In one of the most high profile workplace incidents of recent memory, both Occupational Heath and Safety Act and Bill C-45 Criminal Negligence charges have been laid against various workplace stakeholders. The tragic incident, involving the death of four workers, seemed heightened in both emotional and media coverage, because it happened on Christmas Eve, 2009. However, this case – and the reaction of Ontario’s Ministry of Labour and Ministry of the Attorney General, which resulted in numerous charges under the Occupational Heath and Safety Act as well as Bill C-45 amendments to the Criminal Code – raises concerns about too much emphasis on blame and criminality, and too little on prevention.
Metron Construction Corporation and three individuals related to the company have each been charged with criminal negligence causing bodily harm and four counts of criminal negligence causing death. This is part of a growing trend of police investigation and criminal charges relating to workplace injury and death arising from the Bill C-45 amendments to the Criminal Code.
The charges arise from the deaths of four migrant workers and the critical injury of another following the collapse of a swing stage scaffold on the 13th floor of a Toronto apartment building on Christmas Eve of 2009. The incident received national media attention when the workplace tragedy occurred. The Government of Ontario appointed the University of Toronto’s Tony Dean to conduct an inquiry into the province’s workplace safety prevention initiatives after this incident.
A crew of six men were working on repairing the balcony at 2757 Kipling Avenue when the incident occurred. As a seventh worker attempted to step onto the swing stage, it broke into two pieces and four workers fell to their death.
This past August, 61 Occupational Health and Safety Act (“OHSA”) charges were laid against various parties as a result of this accident. 30 charges were laid against Metron Construction Corporation, with an additional 16 against a Metron senior manager and eight against a supervisor. Furthermore, the company that supplied the work platform, Swing ‘N’ Scaff Inc., faces four charges with its director facing an additional three charges.

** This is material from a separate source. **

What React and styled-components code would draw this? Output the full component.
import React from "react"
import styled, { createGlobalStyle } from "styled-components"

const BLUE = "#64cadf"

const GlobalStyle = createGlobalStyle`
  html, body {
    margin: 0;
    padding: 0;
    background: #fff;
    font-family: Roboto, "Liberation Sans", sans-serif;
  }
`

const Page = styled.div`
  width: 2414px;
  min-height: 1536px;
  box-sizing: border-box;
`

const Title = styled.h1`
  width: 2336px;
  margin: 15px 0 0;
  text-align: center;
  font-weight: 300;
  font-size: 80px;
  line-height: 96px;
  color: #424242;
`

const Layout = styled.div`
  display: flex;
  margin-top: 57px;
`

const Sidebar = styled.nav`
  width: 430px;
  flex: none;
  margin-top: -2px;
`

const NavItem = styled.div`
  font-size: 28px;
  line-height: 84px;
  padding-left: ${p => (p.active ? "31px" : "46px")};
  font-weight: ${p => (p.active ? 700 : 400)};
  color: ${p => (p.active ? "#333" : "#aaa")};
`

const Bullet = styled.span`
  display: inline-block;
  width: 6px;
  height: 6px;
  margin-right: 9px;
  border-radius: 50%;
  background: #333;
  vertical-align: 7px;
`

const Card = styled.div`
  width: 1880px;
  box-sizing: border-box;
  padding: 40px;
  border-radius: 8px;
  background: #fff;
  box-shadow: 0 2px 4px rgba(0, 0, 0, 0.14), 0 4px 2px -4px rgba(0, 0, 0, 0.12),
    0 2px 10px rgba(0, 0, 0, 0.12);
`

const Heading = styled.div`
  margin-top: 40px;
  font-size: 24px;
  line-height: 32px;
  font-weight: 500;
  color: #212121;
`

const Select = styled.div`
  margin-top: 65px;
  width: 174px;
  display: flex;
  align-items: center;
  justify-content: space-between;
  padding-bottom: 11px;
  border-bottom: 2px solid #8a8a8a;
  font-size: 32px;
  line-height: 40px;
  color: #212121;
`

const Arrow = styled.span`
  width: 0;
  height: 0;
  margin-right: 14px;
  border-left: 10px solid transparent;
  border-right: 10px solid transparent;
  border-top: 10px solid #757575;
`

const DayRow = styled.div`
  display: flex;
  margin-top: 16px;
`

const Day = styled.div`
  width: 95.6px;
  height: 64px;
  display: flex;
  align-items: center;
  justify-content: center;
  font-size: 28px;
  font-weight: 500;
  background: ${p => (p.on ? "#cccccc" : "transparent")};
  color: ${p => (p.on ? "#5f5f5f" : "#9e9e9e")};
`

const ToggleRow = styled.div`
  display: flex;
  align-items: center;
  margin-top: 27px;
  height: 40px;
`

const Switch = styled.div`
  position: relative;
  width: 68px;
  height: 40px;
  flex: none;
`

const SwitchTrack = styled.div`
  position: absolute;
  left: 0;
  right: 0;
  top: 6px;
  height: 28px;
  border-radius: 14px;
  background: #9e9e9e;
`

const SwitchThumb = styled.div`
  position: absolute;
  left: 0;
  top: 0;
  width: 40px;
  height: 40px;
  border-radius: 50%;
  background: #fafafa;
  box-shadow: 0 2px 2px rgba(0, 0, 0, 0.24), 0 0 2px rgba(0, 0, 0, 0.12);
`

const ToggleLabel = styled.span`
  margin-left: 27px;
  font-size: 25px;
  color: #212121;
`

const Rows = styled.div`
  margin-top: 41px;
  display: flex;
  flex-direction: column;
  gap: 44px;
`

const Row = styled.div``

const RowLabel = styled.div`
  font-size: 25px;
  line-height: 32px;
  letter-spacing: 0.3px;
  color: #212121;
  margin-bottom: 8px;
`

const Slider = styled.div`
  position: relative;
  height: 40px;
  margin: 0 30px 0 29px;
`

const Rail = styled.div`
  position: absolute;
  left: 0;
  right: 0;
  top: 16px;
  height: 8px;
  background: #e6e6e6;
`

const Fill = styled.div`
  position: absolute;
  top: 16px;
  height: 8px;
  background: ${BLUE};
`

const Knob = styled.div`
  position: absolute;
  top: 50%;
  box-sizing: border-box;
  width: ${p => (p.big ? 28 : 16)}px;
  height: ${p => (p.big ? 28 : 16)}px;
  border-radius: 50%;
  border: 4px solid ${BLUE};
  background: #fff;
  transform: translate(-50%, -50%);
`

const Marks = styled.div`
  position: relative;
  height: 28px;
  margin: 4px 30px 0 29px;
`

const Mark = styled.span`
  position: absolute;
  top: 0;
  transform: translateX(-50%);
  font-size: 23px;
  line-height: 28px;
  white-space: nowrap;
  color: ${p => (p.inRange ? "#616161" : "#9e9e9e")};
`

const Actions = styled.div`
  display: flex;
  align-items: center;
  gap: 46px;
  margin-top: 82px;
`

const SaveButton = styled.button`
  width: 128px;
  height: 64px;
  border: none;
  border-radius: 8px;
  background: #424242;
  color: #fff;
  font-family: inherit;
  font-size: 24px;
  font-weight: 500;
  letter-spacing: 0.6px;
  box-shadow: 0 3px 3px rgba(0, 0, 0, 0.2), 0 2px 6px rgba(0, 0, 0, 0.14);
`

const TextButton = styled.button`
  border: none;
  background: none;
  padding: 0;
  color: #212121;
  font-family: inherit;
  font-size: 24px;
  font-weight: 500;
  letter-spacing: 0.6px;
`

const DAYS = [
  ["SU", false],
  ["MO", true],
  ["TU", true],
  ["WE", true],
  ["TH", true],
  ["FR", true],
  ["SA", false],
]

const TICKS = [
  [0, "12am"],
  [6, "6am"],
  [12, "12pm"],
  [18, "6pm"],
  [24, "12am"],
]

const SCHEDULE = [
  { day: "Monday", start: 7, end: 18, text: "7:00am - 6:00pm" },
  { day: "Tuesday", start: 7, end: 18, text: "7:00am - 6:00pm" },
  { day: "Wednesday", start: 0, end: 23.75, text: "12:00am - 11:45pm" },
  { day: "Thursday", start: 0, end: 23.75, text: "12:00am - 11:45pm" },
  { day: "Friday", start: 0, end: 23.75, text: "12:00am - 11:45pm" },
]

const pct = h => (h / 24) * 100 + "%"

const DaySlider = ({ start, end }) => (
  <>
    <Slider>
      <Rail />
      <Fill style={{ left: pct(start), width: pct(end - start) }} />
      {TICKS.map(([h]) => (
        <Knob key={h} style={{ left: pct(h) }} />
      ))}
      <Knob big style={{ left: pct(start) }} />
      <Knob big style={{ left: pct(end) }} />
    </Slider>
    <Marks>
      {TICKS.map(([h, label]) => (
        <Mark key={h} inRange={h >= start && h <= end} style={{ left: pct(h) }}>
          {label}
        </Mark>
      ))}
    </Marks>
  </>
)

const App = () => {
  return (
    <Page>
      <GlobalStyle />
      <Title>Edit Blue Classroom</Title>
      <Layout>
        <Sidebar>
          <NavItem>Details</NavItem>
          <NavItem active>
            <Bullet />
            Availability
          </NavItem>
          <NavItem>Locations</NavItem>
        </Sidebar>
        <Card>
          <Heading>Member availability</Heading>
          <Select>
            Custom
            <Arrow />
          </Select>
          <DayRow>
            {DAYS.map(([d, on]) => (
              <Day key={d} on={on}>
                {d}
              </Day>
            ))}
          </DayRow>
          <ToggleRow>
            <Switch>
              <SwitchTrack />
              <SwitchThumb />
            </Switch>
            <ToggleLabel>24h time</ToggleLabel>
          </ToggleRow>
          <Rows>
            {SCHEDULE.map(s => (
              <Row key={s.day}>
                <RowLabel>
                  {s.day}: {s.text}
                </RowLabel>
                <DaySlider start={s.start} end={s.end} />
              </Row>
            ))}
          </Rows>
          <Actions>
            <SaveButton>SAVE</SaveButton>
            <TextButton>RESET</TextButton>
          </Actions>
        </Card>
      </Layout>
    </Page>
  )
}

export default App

The Ministry of Labour has never laid any OHSA charges against Metron in its 23 years of operation. However, eight orders, including some dealing with swing stages, had been issued to Metron Construction at the job site in question in the two months leading up to the deadly incident.
These charges mark the fifth time that a corporation or an individual has been charged with a contravention of the Bill C-45 amendments to the Criminal Code. To date, none of these cases have proceeded to trial. Bill C-45 was the legislative reaction of the federal government to the Westray Mine disaster. In May, 2002, 26 miners died when an explosion and fire ripped through that coal mine in Pictou Country of Nova Scotia. Criminal charges in that case were thrown out at trial due to prosecutional misconduct.
The purpose of the Occupational Heath and Safety Act, the proactive prevention of workplace incidents, injuries, and death, may be lost in this layering of regulatory and criminal charges. The internal responsibility system, the overarching concept behind the legislation, is intended to encourage all workplace stakeholders, including workers, to take responsibility for their health and safety. However, the prosecutorial reaction in this case has focused on blame and not prevention.
Regardless of the outcome of all of the charges, both under the OHSA and the Criminal Code, one thing is certain, prosecutions do not prevent accidents directly or indirectly. They merely provide a general deterrent or fear of reprisal, which may motivate but not empower organizations to prevent further incidents in the future.
Although this tragic case will hopefully be an example to employers, it is important to invest in health and safety management systems, and in health and safety training and prevention, so prosecutions themselves do not speak to the HOW regarding prevention.
It is unfortunate that current government, political and regulatory climate does not encourage and motivate employers in a positive way by providing resources on the HOW but rather focusing on a culture of blame.